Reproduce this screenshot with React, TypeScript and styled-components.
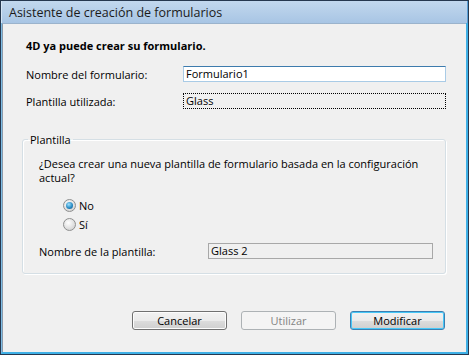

---

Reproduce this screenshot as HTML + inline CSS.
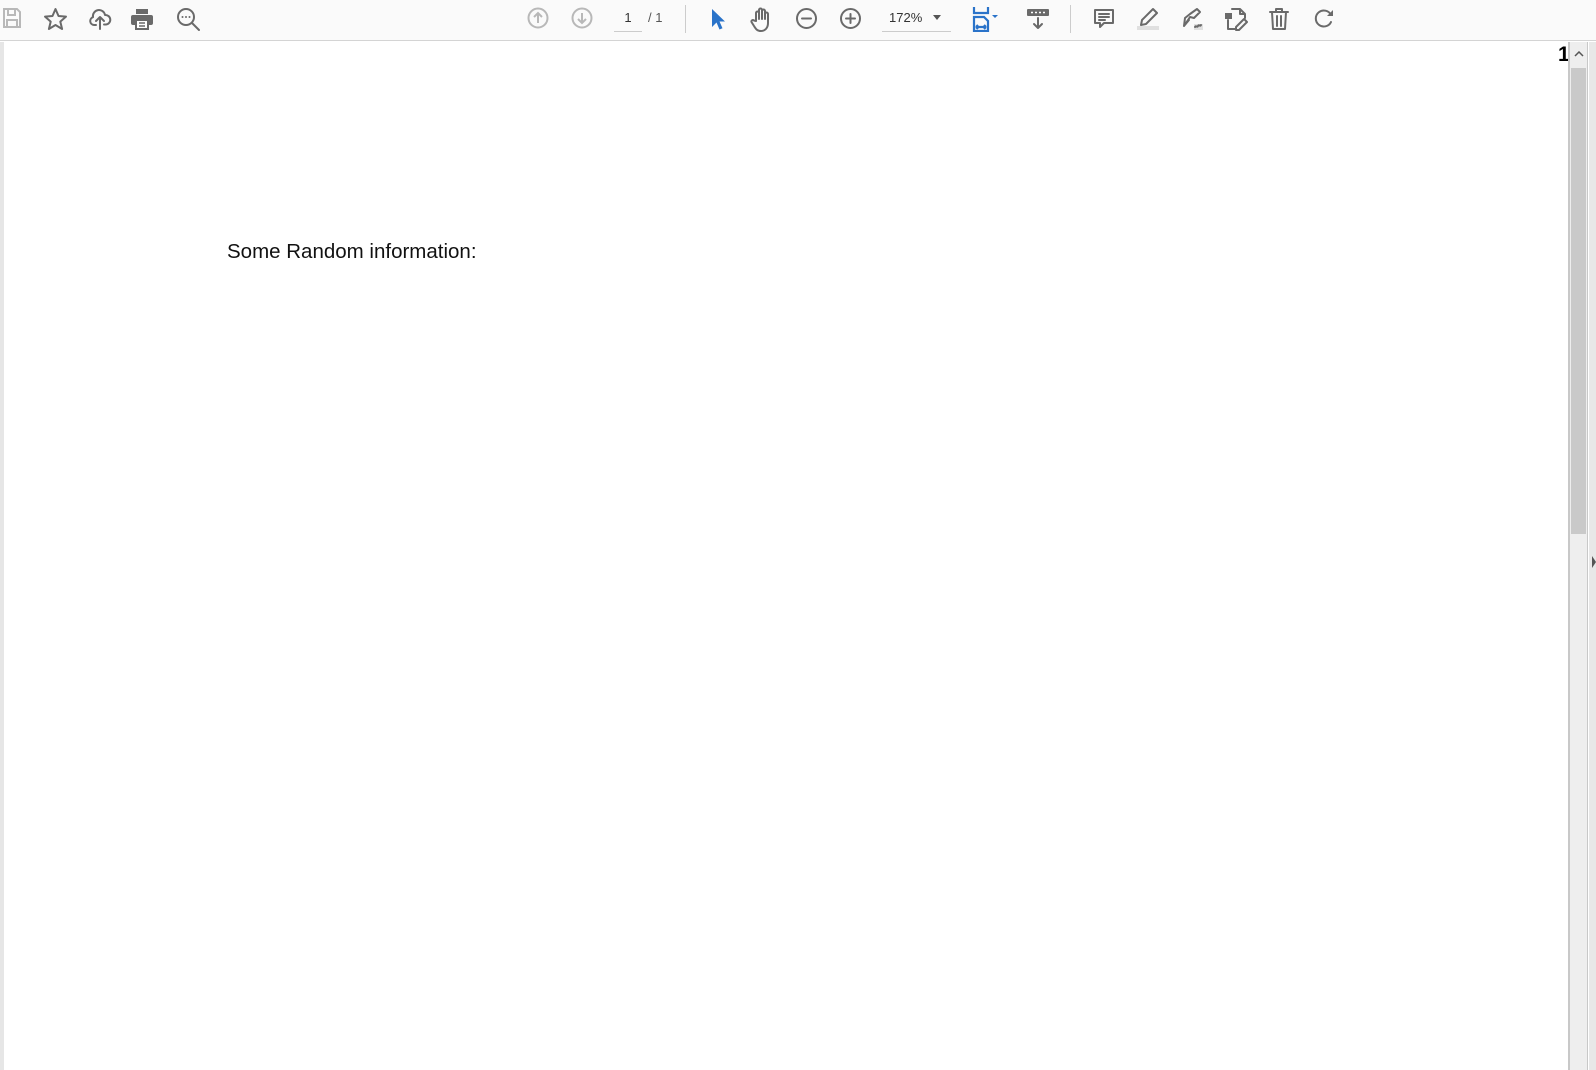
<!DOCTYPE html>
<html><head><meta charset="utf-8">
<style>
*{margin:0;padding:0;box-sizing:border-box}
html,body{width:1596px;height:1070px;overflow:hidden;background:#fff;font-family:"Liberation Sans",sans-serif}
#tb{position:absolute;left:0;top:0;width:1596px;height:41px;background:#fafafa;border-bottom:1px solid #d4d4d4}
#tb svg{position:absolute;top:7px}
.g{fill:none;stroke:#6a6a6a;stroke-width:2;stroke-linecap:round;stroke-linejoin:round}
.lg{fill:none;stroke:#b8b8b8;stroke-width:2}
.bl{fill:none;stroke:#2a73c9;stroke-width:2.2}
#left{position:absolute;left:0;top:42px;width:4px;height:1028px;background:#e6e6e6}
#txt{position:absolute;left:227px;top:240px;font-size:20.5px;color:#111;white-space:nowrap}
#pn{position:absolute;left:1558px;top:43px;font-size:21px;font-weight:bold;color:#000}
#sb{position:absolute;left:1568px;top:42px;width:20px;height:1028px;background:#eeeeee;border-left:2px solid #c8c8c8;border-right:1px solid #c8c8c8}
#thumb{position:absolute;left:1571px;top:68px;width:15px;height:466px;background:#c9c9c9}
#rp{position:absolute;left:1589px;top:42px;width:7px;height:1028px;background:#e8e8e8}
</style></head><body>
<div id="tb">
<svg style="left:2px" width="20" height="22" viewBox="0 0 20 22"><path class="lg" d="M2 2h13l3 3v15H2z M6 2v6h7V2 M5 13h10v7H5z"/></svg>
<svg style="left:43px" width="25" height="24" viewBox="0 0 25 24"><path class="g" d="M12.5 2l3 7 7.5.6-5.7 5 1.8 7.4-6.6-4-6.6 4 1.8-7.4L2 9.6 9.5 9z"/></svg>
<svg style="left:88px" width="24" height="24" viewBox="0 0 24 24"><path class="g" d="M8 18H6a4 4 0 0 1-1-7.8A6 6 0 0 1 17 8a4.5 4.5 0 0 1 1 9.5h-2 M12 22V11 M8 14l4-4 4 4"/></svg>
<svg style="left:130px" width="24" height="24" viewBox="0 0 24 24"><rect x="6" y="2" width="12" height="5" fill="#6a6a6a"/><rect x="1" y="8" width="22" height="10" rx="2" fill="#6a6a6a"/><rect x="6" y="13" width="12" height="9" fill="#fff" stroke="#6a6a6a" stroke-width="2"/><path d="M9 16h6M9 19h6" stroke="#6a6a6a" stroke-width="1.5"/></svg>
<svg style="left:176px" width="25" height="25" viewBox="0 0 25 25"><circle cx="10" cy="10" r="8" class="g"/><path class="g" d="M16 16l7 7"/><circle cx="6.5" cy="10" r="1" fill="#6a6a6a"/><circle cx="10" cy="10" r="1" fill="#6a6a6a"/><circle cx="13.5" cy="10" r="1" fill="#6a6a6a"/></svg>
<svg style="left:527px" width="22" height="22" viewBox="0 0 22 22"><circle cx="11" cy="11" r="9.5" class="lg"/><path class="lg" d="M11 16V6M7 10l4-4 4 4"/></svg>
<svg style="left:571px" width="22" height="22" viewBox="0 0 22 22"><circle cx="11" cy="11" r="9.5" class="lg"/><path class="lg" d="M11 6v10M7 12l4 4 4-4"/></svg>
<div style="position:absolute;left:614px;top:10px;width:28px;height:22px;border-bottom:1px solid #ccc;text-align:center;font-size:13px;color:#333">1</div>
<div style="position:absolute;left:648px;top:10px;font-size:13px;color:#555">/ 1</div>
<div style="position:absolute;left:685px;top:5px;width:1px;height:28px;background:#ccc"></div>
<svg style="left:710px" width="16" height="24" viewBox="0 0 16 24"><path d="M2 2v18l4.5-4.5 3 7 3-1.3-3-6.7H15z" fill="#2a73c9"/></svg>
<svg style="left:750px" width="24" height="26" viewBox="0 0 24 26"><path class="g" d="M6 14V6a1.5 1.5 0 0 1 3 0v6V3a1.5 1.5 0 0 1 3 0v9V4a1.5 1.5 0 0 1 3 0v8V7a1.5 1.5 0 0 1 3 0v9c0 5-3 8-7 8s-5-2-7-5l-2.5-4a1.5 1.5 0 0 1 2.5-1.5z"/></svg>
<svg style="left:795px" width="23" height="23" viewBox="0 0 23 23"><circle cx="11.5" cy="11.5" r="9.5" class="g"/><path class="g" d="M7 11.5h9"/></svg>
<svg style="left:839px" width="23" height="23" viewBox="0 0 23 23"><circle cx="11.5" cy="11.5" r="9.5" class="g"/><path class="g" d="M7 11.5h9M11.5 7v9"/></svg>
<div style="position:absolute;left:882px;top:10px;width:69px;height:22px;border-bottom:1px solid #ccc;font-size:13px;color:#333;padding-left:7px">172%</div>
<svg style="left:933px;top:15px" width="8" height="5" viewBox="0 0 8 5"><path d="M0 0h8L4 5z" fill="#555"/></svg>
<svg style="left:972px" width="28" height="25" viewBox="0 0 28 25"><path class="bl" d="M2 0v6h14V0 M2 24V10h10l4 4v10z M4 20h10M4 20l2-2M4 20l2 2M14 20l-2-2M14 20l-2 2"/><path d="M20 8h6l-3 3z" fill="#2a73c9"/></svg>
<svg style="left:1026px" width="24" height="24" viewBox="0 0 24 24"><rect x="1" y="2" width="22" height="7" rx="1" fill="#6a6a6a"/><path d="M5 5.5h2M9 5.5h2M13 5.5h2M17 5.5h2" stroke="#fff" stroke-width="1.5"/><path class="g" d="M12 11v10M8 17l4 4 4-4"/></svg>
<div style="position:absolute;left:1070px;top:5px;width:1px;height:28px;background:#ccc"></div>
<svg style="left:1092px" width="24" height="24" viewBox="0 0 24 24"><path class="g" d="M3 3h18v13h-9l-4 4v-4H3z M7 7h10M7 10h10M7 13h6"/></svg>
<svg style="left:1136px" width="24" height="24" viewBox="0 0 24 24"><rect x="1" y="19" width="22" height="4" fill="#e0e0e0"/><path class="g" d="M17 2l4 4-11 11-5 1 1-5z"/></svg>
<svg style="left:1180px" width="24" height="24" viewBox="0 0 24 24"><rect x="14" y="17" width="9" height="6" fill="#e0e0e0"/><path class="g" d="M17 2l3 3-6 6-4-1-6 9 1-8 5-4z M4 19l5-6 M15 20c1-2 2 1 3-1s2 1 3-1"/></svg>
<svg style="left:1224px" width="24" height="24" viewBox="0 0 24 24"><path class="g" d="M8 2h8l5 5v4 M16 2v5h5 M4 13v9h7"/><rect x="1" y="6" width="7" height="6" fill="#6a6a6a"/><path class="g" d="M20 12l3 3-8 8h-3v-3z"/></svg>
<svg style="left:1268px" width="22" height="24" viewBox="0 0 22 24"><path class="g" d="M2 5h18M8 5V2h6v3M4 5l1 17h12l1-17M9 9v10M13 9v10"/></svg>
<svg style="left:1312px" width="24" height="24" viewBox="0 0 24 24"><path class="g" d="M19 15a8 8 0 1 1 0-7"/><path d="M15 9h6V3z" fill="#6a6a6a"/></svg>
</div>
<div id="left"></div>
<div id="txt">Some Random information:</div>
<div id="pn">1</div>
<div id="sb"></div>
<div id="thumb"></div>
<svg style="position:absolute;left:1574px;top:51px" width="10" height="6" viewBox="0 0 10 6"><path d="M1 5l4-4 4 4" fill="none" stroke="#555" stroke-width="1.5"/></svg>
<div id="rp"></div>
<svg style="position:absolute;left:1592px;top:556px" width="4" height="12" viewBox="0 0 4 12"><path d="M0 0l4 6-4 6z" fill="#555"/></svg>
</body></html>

---

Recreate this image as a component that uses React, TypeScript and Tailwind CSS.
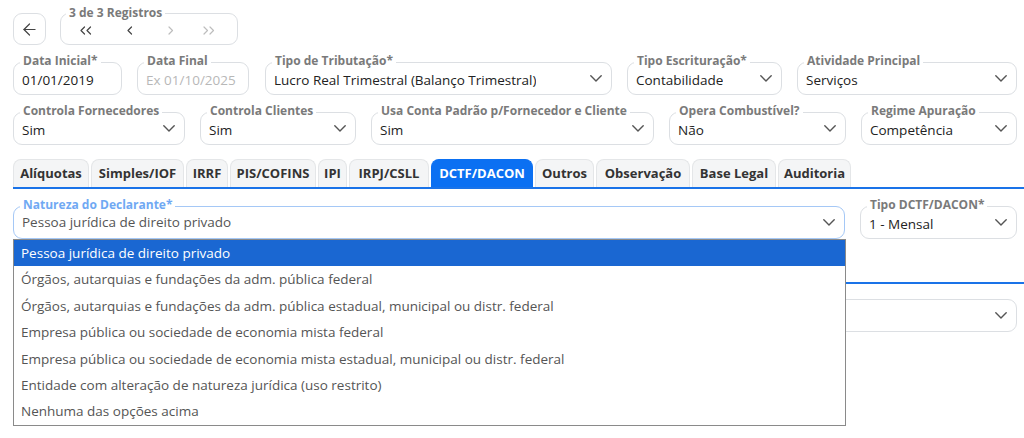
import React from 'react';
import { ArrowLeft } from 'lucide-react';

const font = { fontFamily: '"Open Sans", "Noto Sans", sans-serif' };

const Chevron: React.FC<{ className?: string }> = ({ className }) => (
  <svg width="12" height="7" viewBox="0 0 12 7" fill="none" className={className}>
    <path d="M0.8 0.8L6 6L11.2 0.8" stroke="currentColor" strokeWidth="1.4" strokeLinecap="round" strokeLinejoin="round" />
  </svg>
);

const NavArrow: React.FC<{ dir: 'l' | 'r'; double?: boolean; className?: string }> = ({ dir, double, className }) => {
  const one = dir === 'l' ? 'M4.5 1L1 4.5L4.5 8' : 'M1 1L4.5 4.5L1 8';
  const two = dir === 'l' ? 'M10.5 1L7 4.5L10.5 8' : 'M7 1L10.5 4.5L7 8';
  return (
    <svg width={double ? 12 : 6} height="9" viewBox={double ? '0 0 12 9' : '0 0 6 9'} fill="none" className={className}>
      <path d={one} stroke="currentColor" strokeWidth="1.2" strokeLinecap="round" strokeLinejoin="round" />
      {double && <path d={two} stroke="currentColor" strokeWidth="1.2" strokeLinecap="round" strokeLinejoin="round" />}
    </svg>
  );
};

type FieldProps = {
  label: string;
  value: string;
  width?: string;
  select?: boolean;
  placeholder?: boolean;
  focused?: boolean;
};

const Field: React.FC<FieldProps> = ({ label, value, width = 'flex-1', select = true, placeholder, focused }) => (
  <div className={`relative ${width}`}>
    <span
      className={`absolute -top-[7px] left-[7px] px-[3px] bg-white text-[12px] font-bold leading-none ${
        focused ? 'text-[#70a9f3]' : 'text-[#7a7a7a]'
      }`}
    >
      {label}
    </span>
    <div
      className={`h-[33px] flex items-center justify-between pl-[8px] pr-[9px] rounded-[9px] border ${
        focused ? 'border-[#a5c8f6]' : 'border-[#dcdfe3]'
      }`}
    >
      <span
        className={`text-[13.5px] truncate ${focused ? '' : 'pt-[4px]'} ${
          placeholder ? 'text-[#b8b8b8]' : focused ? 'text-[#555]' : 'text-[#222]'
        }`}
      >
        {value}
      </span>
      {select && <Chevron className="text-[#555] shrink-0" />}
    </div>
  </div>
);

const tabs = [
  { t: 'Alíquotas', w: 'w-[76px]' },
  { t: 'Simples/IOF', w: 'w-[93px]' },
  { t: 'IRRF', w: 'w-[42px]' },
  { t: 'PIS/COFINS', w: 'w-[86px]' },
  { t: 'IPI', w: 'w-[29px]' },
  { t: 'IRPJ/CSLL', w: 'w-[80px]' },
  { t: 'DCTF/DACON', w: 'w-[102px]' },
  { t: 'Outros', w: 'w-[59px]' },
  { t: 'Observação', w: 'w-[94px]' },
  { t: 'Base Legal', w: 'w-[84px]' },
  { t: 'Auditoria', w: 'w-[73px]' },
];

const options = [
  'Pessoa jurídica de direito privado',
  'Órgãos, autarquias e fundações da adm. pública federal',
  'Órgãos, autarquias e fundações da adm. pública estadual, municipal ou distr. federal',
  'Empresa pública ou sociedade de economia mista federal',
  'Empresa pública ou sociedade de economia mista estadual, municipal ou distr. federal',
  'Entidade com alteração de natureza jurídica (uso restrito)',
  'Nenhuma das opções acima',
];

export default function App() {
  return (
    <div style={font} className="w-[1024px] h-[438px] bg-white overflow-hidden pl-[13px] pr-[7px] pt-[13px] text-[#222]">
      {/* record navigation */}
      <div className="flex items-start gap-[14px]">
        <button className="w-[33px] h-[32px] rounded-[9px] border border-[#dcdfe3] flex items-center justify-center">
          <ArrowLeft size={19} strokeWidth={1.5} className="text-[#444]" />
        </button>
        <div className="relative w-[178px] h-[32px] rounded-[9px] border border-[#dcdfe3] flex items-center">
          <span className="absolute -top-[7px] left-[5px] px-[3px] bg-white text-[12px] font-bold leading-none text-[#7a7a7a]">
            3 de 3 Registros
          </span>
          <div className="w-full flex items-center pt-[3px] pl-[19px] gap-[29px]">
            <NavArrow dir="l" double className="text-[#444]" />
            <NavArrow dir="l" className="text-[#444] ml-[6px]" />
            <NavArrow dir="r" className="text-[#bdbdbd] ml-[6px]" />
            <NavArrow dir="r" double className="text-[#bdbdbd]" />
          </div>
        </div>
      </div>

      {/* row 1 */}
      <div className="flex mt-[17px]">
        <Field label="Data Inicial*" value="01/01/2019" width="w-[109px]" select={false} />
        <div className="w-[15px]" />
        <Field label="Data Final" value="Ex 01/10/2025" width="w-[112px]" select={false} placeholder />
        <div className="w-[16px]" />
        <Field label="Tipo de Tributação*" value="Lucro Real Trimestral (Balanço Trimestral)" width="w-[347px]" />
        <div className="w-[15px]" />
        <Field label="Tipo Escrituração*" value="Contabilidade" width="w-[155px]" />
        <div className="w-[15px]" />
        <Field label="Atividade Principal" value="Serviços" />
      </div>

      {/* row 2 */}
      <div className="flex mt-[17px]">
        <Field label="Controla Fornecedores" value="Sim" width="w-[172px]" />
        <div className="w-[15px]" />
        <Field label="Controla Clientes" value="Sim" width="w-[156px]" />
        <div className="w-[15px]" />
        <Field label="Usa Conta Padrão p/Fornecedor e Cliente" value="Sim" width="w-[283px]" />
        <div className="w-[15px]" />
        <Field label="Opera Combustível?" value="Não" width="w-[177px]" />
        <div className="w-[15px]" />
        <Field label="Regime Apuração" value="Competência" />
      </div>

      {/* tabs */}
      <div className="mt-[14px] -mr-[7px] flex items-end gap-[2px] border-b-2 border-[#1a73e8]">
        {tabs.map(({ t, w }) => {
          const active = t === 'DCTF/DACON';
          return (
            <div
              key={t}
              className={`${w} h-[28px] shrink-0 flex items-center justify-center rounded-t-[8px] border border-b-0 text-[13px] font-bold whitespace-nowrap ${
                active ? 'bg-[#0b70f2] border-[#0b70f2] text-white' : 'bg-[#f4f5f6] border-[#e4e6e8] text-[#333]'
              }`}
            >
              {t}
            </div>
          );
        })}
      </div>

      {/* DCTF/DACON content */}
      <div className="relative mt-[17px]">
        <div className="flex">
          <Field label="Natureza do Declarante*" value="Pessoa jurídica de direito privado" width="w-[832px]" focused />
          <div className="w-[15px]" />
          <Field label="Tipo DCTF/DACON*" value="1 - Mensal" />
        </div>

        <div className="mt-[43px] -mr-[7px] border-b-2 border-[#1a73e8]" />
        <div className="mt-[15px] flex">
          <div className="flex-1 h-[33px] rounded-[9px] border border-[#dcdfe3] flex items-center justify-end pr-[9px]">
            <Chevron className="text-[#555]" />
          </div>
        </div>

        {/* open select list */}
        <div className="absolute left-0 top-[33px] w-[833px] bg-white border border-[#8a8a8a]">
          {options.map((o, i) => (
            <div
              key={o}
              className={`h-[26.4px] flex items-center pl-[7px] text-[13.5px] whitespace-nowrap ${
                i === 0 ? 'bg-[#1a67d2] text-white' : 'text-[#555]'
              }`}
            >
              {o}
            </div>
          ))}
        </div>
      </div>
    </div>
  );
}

> WHAT YOU SHOULD DO
What is the number of lines in the data holding the word "TypeScript"? Reply with that number only.

> EXERCISE RESPONSE
2